Vom autobiographischen Standpunkt betrachtet, könnte es uns ja egal sein, was man in den USA heute über Nixon denkt. Ich war dreizehn, Clarice war vierzehn Jahre alt, als der Mann seinen Rücktritt erklärte. Am lebhaftesten ist ihr die Reaktion ihrer Eltern im Gedächtnis, die aussahen „wie von einer Gallenkolik befreit“.

Ein paar Jahre später arbeitete Hollywood jenen Skandal auf, der Politik in den Augen der Öffentlichkeit erst so richtig schmutzig und den Journalismus so richtig strahlend erscheinen ließ. Präsident = bad guy – Journalisten = good guys.

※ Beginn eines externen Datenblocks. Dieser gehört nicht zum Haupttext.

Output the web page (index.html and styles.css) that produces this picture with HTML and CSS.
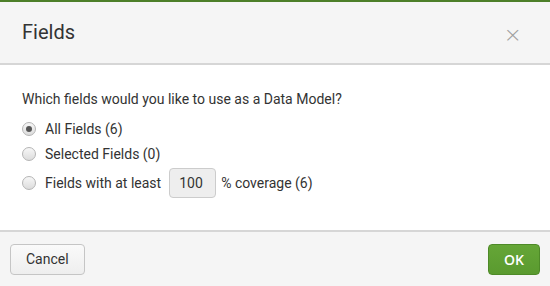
FILE: index.html
```html
<!DOCTYPE html>
<html>
<head>
<meta charset="utf-8">
<link rel="stylesheet" href="styles.css">
</head>
<body>
<div class="modal">
  <div class="modal-header">
    <h3 class="modal-title">Fields</h3>
    <span class="close">&times;</span>
  </div>
  <div class="modal-body">
    <p class="question">Which fields would you like to use as a Data Model?</p>
    <label class="option"><span class="radio checked"></span>All Fields (6)</label>
    <label class="option"><span class="radio"></span>Selected Fields (0)</label>
    <label class="option option-input"><span class="radio"></span>Fields with at least <span class="num">100</span> % coverage (6)</label>
  </div>
  <div class="modal-footer">
    <button class="btn">Cancel</button>
    <button class="btn btn-primary">OK</button>
  </div>
</div>
</body>
</html>
```
FILE: styles.css
```css
html, body {
  margin: 0;
  padding: 0;
  background: #ffffff;
}
body {
  font-family: Roboto, "Liberation Sans", sans-serif;
  color: #333333;
  width: 550px;
  height: 286px;
  overflow: hidden;
}
.modal {
  display: flex;
  flex-direction: column;
  height: 286px;
  border-top: 2px solid #4d7f29;
  box-sizing: border-box;
}
.modal-header {
  height: 61px;
  background: #f5f5f5;
  border-bottom: 2px solid #d6d6d6;
  display: flex;
  align-items: center;
  justify-content: space-between;
  padding: 0 28px 0 22px;
  flex: none;
}
.modal-title {
  margin: 0;
  font-size: 20px;
  font-weight: 400;
  color: #333;
  position: relative;
  top: -1px;
}
.close {
  font-family: "DejaVu Sans", sans-serif;
  font-size: 22px;
  font-weight: 300;
  color: #a0a0a0;
  line-height: 1;
  position: relative;
  top: 2px;
}
.modal-body {
  flex: 1;
  padding: 25px 22px 0 22px;
  display: flex;
  flex-direction: column;
}
.question {
  margin: 0 0 8px 0;
  font-size: 14px;
  line-height: 18px;
}
.option {
  display: flex;
  align-items: center;
  font-size: 14px;
  height: 25px;
}
.option-input {
  height: 34px;
}
.radio {
  width: 12px;
  height: 12px;
  border-radius: 50%;
  border: 1px solid #b5b5b5;
  background: linear-gradient(#f7f7f7, #dcdcdc);
  margin-right: 9px;
  box-sizing: content-box;
  display: flex;
  align-items: center;
  justify-content: center;
  flex: none;
}
.radio.checked::after {
  content: "";
  width: 6px;
  height: 6px;
  border-radius: 50%;
  background: #555;
}
.num {
  display: inline-flex;
  align-items: center;
  width: 36px;
  height: 28px;
  padding-left: 9px;
  margin: 0 5px 0 8px;
  background: #eeeeee;
  border: 1px solid #cccccc;
  border-radius: 4px;
  color: #333;
}
.modal-footer {
  flex: none;
  height: 54px;
  background: #f5f5f5;
  border-top: 2px solid #d6d6d6;
  display: flex;
  align-items: center;
  justify-content: space-between;
  padding: 0 10px;
}
.btn {
  font-family: Roboto, "Liberation Sans", sans-serif;
  font-size: 14px;
  color: #333;
  height: 31px;
  padding: 0 15px;
  border: 1px solid #c5c5c5;
  border-radius: 4px;
  background: linear-gradient(#fafafa, #eeeeee);
}
.btn-primary {
  font-family: "Open Sans", sans-serif;
  font-weight: 600;
  font-size: 14px;
  color: #ffffff;
  background: linear-gradient(#65a637, #5a9a2f);
  border-color: #4e8a28;
  width: 52px;
  padding: 0;
}
```
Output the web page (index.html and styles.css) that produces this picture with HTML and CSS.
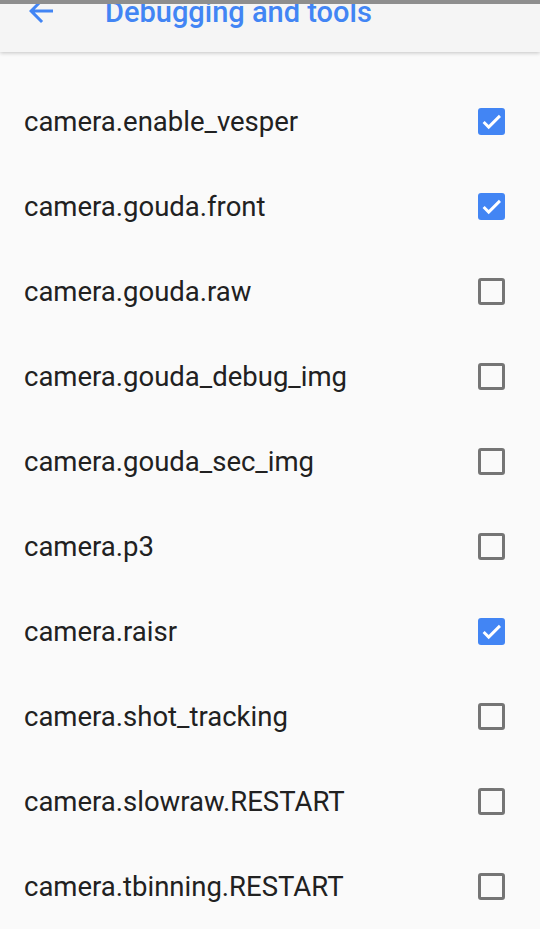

Andererseits sind wir, die das Schicksal altersmäßig zwischen die 68er und die Generation X gequetscht hat, doch beunruhigt: Wie kommt ein Vietnamkriegsgegner namens Bill Clinton dazu, einen Richard Nixon in den Schmusegriff zu nehmen, der nicht nur den Krieg in Vietnam verlängerte, sondern auch Kambodscha überfiel, die Vertuschung des „Watergate-Skandals“ anordnete und über seine eigene Rolle log, daß sich die Balken bogen. Nun beansprucht Bill Clinton bekanntermaßen das Erbgut von vielen Präsidenten – aber Nixon? Der einzige US-Präsident, der zurücktreten mußte, weil er sonst seines Amtes enthoben worden wäre?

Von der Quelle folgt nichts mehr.